Additionally, if the shop run into difficulty during a job, it can switch out parts and let the machine do its work as the operator makes any needed adjustments. “A lot of shops see automation as something for making lots of parts,” Mr. Peterson says. “But we have had success doing high-mix, low-volume work with the pallet changer because it keeps us productive when we would otherwise have to stop the machine.”
Lead machinist Steve Carper agrees. “It used to be that when a part finished, you had to rush to get the next part loaded up,” he says. “With all of our automation, there is no rush because I’ve already prepared the next workpiece and the tooling. We can get more work done, and I don’t have to drop what I’m doing to keep the machines running.”

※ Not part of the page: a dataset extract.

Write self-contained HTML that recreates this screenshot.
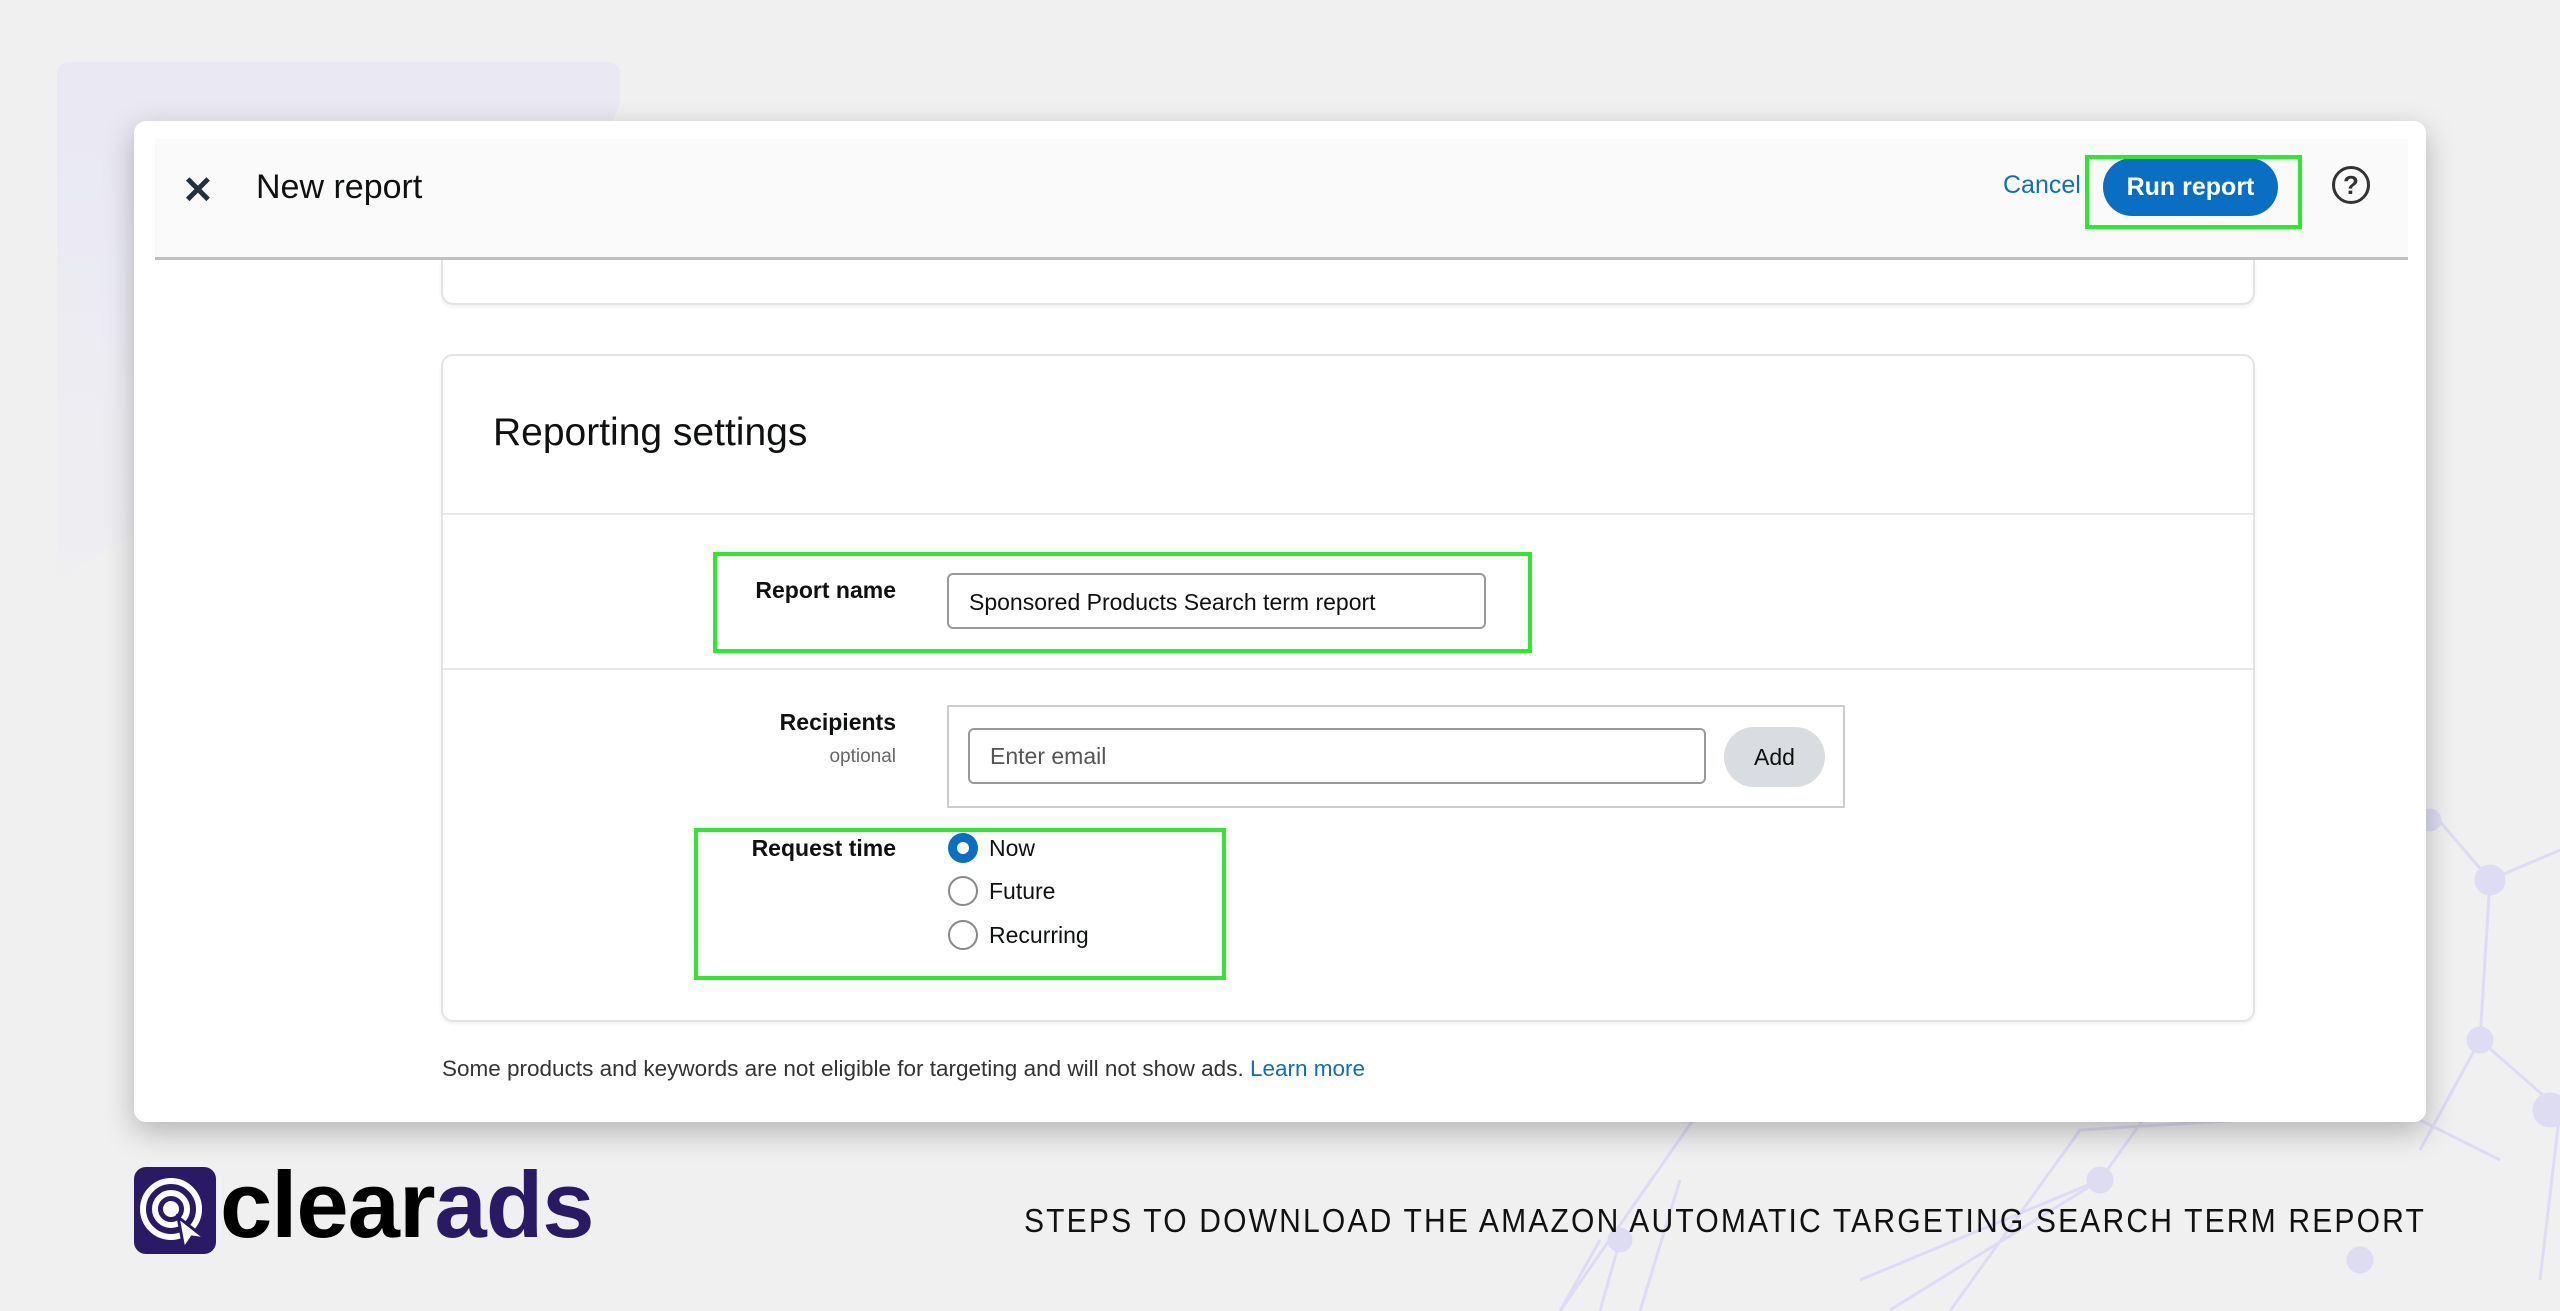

Cautiously Moving to Lights Out Prototyping
Another major draw for the DMC 85? Lights-out production for a job shop. “We have been interested in pursuing lights-out machining for a while now,” Mr. Peterson says. “But working lights-out isn’t something you can put together overnight.”
Mr. Peterson recognized immediately that lights-out machining requires a fundamental change in approach. When the company decided unattended machining was a goal to pursue, it invested in Vericut software to ensure that tool paths were perfect. Additionally, it invested in Haimer shrink-fit technology to ensure the rigidity and precision of its tooling. However, that was not enough for Mr. Peterson to feel comfortable machining overnight, but the additional features of the DMC 85 do ease his concerns.
The new machine has numerous functions that make lights-out production more attainable. For starters, the ability to set up pallets and load the tool magazine was needed, but that is not the end of it. As with the DMU 65, the machine came with MPC for vibration monitoring and crash prevention and 3D Quickset, a program for automating the process for establishing the position of the part, further easing fears of scrapped parts or damaged machinery. Additionally, the control came with the new Tool Control Center (TCC) from DMG MORI.
TCC is a system that can detect chips in the work area that can interfere with cuts, in addition to monitoring the cutting edge. Together with MCC, it validates and catches potential problems before they become major issues, preventing chatter and avoiding damage to the tool or spindle. More than that, the TCC software enables the machine to adjust feed rates or switch out tools to compensate for potential problems it identifies, which helps the user to trust a machine tool will do what it’s supposed to.
Even with this system, Mr. Peterson is being cautious. “We are still making sure our setup will be able to handle unattended machining,” he says. “Before we pull the trigger, I want to be certain it will work without a hitch.” This fits the style with which he and Mrs. Peterson run the business: They patiently conduct the research needed to ensure their success with every new investment.